There have been experimental artillery systems that used binary liquid propellants.
Presumably one of the advantages was that exactly the right amount of propellant could be injected for the desired range and velocity, giving you almost infinite control.
Not an actual firearm, but I own a cordless nailgun that uses butane and a battery as an ignition source. Think of it as a single-stroke IC engine. If the piston that forces the nails into the wood wasn't permanantly attached it would make a dandy projectile.
The main reason you don't see much divergance from the self-contained metallic cartridge, is that it's extremely efficient.
They're waterproof, almost completely inert when left at rest, much safer than say, gasoline, and with a minimum of care, they have a shelf life in excess of 100 years. Smokless powder cartridges are not all that energetic if accidentaly burned either.
Mechanicaly, it's a heat-sink for the gun, the ejected brass takes a considerable amount of heat away from the firearm's "system" when viewed from a thermodynamics standpoint.
In terms of redundancy, metallic cartridges are a very fault-tolerant system. If one fails, just eject it, load the next, and you're back in business.
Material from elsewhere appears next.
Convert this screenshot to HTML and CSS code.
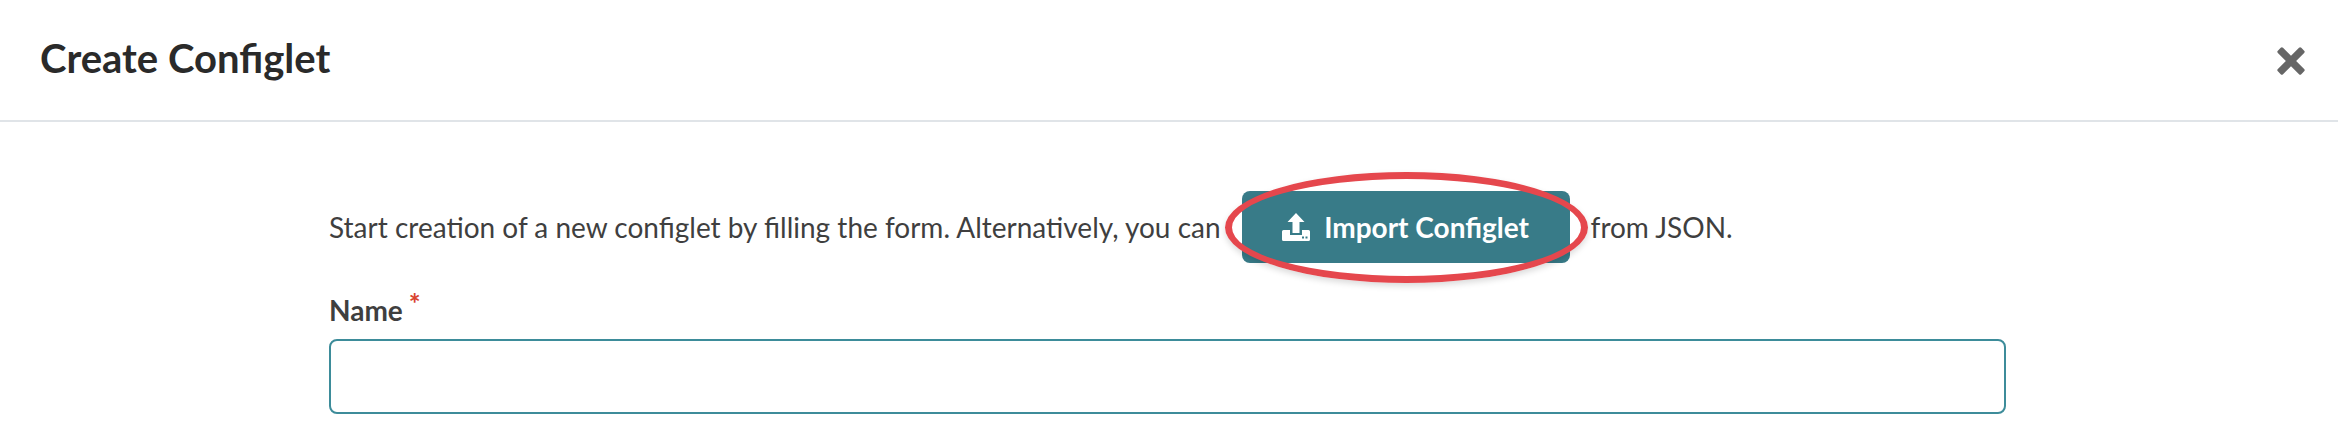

In the thereoretical non-gunpowder firearm, if the fuel-tank, battery, or whatever, fails, the entire gun is out of comission.
It's an extremely hard standard to beat, especially in man-portable arms.
Heckler and Koch, in conjunction with Dynamit Nobel, developed the first truly practical caseless ammunition for the famed G-11 rifle, however, from a chemical standpoint, the propellant was still very similar to double-base nitrocellulose gunpowder used in conventional cartridges.